**Supplied data:**
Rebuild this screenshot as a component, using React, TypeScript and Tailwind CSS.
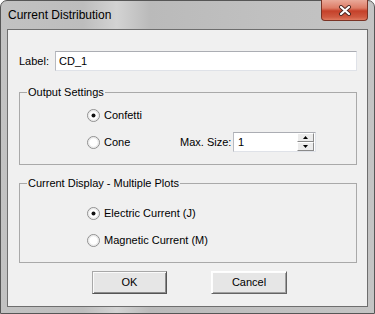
import React from "react";

type RadioProps = { checked?: boolean };

const Radio = ({ checked }: RadioProps) => (
  <svg width="13" height="13" viewBox="0 0 13 13" className="shrink-0">
    <circle cx="6.5" cy="6.5" r="6" fill="#f4f4f4" stroke="#8f8f8f" />
    <circle cx="6.5" cy="6.5" r="4.8" fill="#ffffff" stroke="#e2e2e2" />
    {checked && <circle cx="6.5" cy="6.5" r="2" fill="#111" />}
  </svg>
);

const RadioRow = ({ checked, label }: RadioProps & { label: string }) => (
  <div className="flex h-[13px] items-center gap-[4px]">
    <Radio checked={checked} />
    <span className="leading-[13px]">{label}</span>
  </div>
);

const Legend = ({ children }: { children: React.ReactNode }) => (
  <div className="-mt-[7px] ml-[7px] w-fit bg-[#f0f0f0] px-[1px] leading-[13px]">{children}</div>
);

const SpinButton = ({ up }: { up?: boolean }) => (
  <div className="flex h-[9px] w-[17px] items-center justify-center border border-t-white border-l-white border-b-[#8a8a8a] border-r-[#8a8a8a] bg-[#ececec]">
    <svg width="5" height="3" viewBox="0 0 5 3">
      <path d={up ? "M0 3 L2.5 0 L5 3 Z" : "M0 0 L2.5 3 L5 0 Z"} fill="#000" />
    </svg>
  </div>
);

const CloseButton = () => (
  <div className="-mt-[1px] flex h-[21px] w-[47px] items-center justify-center rounded-b-[4px] border border-t-0 border-[#7a3325] bg-[linear-gradient(180deg,#e9a999_0%,#dd7c66_40%,#c5412a_55%,#cf5a41_85%,#e07a60_100%)]">
    <svg width="14" height="11" viewBox="0 0 14 11">
      <path d="M3 2 L11 9 M11 2 L3 9" stroke="#4b2620" strokeWidth="4" strokeLinecap="round" />
      <path d="M3 2 L11 9 M11 2 L3 9" stroke="#ffffff" strokeWidth="2.2" strokeLinecap="round" />
    </svg>
  </div>
);

const DialogButton = ({ label, primary }: { label: string; primary?: boolean }) => (
  <button
    className={
      primary
        ? "flex h-[23px] w-[75px] items-center justify-center border border-t-[#a8a8a8] border-l-[#a8a8a8] border-b-[#555] border-r-[#555] bg-[#e6e6e6] shadow-[inset_1px_1px_0_#fafafa,inset_-1px_-1px_0_#8c8c8c]"
        : "flex h-[23px] w-[76px] items-center justify-center border border-t-white border-l-white border-b-[#646464] border-r-[#646464] bg-[#e6e6e6] shadow-[inset_1px_1px_0_#fdfdfd,inset_-1px_-1px_0_#a0a0a0]"
    }
  >
    {label}
  </button>
);

export default function App() {
  return (
    <div className="flex h-[314px] w-[375px] flex-col rounded-t-[7px] border border-[#565656] bg-[linear-gradient(90deg,#c2c2c2_0%,#bdbdbd_22%,#d3d3d3_31%,#bababa_40%,#c0c0c0_70%,#c4c4c4_100%)] px-[6px] pb-[6px] font-['Liberation_Sans',Arial,sans-serif] text-[11px] text-black">
      <div className="flex h-[28px] shrink-0 items-start justify-between">
        <span className="pl-[1px] pt-[6px] text-[12px] leading-[16px]">Current Distribution</span>
        <CloseButton />
      </div>

      <div className="flex flex-1 flex-col border border-[#6e6e6e] bg-[#f0f0f0] pl-[11px]">
        <div className="mt-[21px] flex items-center">
          <span className="w-[36px]">Label:</span>
          <div className="flex h-[20px] w-[302px] items-center border border-[#dfe2e8] border-t-[#abadb3] border-l-[#b8bac0] bg-white pl-[3px]">
            CD_1
          </div>
        </div>

        <div className="mt-[21px] flex h-[73px] w-[338px] flex-col border border-[#a9a9a9]">
          <Legend>Output Settings</Legend>
          <div className="ml-[67px] mt-[10px]">
            <RadioRow checked label="Confetti" />
          </div>
          <div className="ml-[67px] mt-[10px] flex h-[20px] items-center">
            <div className="w-[93px]">
              <RadioRow label="Cone" />
            </div>
            <span className="w-[53px]">Max. Size:</span>
            <div className="flex h-[20px] w-[83px] items-center justify-between border border-[#dfe2e8] border-t-[#abadb3] border-l-[#b8bac0] bg-white pl-[4px] pr-[1px]">
              <span>1</span>
              <div className="flex flex-col">
                <SpinButton up />
                <SpinButton />
              </div>
            </div>
          </div>
        </div>

        <div className="mt-[18px] flex h-[80px] w-[338px] flex-col border border-[#a9a9a9]">
          <Legend>Current Display - Multiple Plots</Legend>
          <div className="ml-[67px] mt-[17px]">
            <RadioRow checked label="Electric Current (J)" />
          </div>
          <div className="ml-[67px] mt-[14px]">
            <RadioRow label="Magnetic Current (M)" />
          </div>
        </div>

        <div className="mt-[8px] flex">
          <div className="ml-[73px]">
            <DialogButton primary label="OK" />
          </div>
          <div className="ml-[44px]">
            <DialogButton label="Cancel" />
          </div>
        </div>
      </div>
    </div>
  );
}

**To be done:** The answer should be a single number: the count of lines in the data that include the string "React".

**Completed task:** 3